Surface programmable activation receptor (SPAR) cell platform for the rapid detection of melanoma-specific biomarkers

• Published in: Journal of clinical oncology Vol. 37; no. 15_suppl; p. e14263
• Main Authors: Lwande, Joel, Kittle, Joseph D, Williams, M. Russell, Liang, Shengwen, McQuaid, Kyle, Frenchmeyer, Melissa, Tang, Yuanyuan, Neese, Allison, Hua, Jiangzhou, McBrairty, Charles
• Format: Journal Article
• Language: English
• Published: 20.05.2019
• ISSN: 0732-183X; 1527-7755
• DOI: 10.1200/JCO.2019.37.15_suppl.e14263

Abstract only e14263 Background: We have previously demonstrated that SPAR modified T cells effectively detect bacterial and viral pathogens. SPAR cells are engineered to express a modified T cell receptor (TCR) capable of antibody-directed signal transduction and respond with a Ca 2+ -mediated production of luminescent signal upon target detection. Here we describe the ability of SPAR cells to rapidly detect the cell surface expression of melanoma biomarkers without a requirement for extensive sample preparation. Methods: SPAR cells expressing both an engineered T cell receptor and the luminescent reporter protein aequorin were developed via the transfection of Jurkat cells with the aequorin expression vector pEF1-Aeq and an engineered TCR complex composed of mouse FcγRI fused to the CD3ζ subunit. The mFcγRI-CD3ζ receptor binds to the Fc region of full-length mouse IgG2 antibodies: SPAR cells are programmed for target detection via the addition of target-specific antibody. The ability of programmed SPAR cells to accurately detect melanoma-specific cell surface biomarkers was evaluated using whole cells from cultured mouse (B16-F10) and human (SK-Mel-28) melanoma cell lines.

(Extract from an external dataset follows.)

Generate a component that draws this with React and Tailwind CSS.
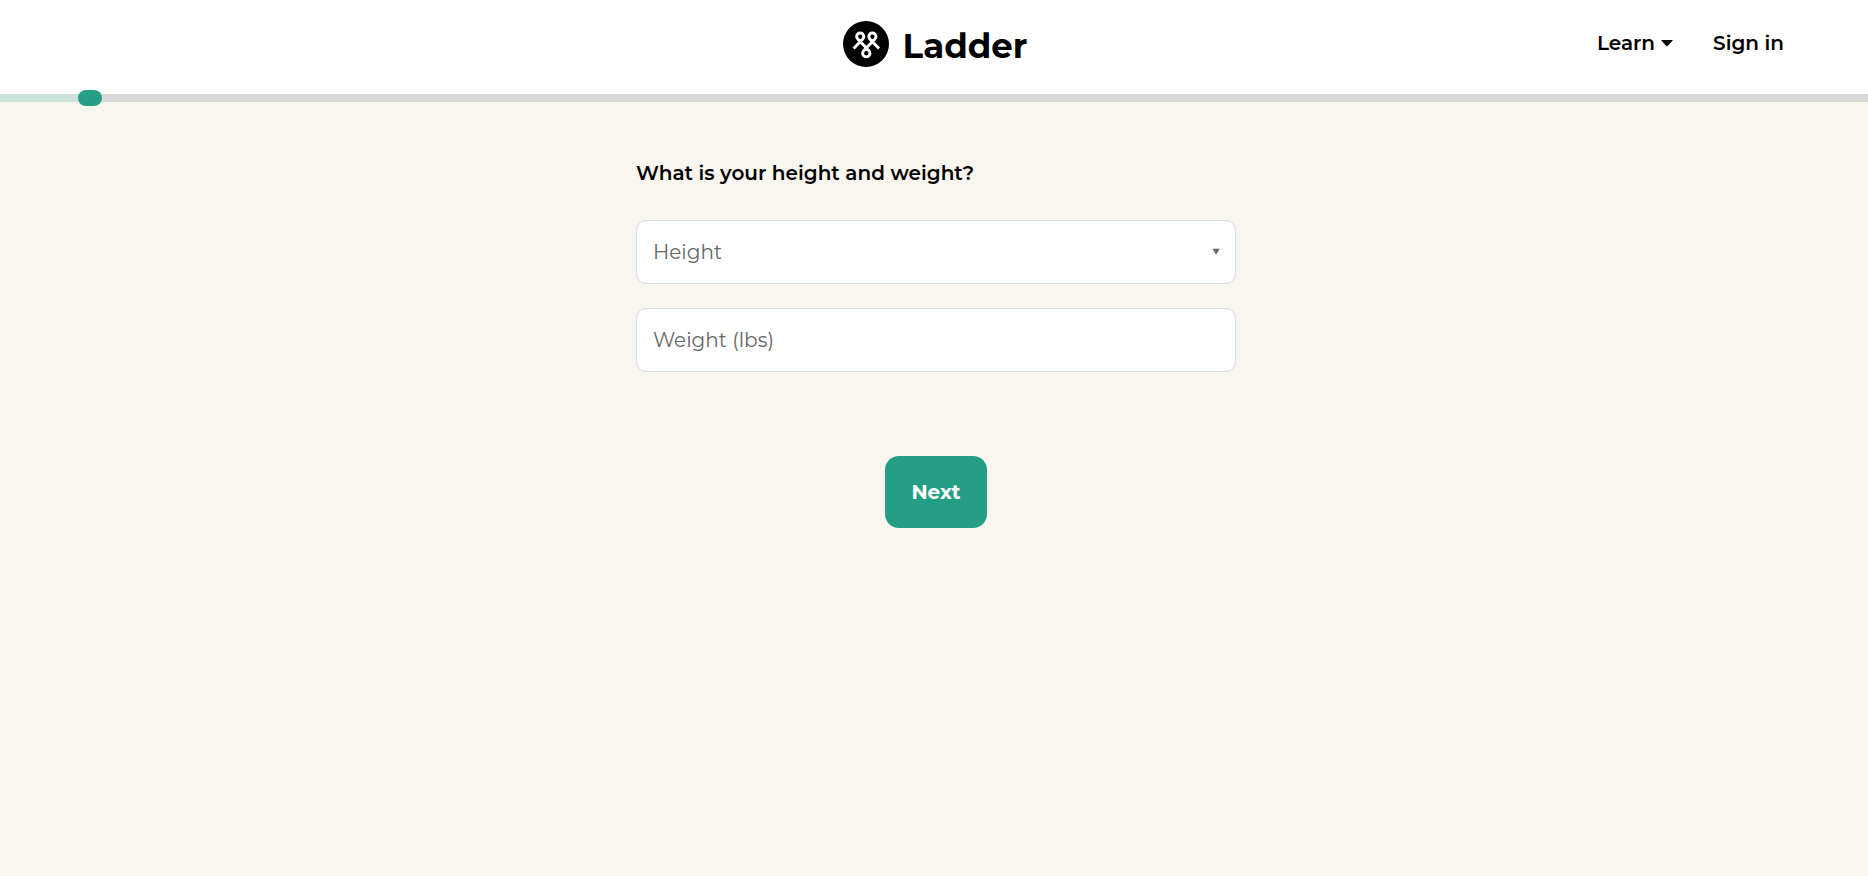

SPAR cells were programmed by incubation with murine antibodies directed toward the melanoma biomarkers CD133 or TRP1, then mixed with melanoma cells or K562 control cells and evaluated for signal generation. Results: SPAR cells programmed with anti-CD133 or anti-TRP1 antibody produced luminescent signal within minutes when combined with human SK-Mel-28 cells or mouse B16-F10 cells, respectively, known to abundantly express the appropriate biomarker. No signal was generated when programmed SPAR cells were incubated with K562 cells. Further studies also document cytokine production following receptor engagement. Conclusions: SPAR cells can be programmed for the rapid and specific detection of known cell surface cancer biomarkers. The Ca 2+ -dependent production of luminescent signal and cytokine release in response to TCR engagement suggests SPAR cell activation. Thus, in addition to biomarker detection the SPAR system may ultimately provide predictive insights into the potency of antibody-directed cell therapy.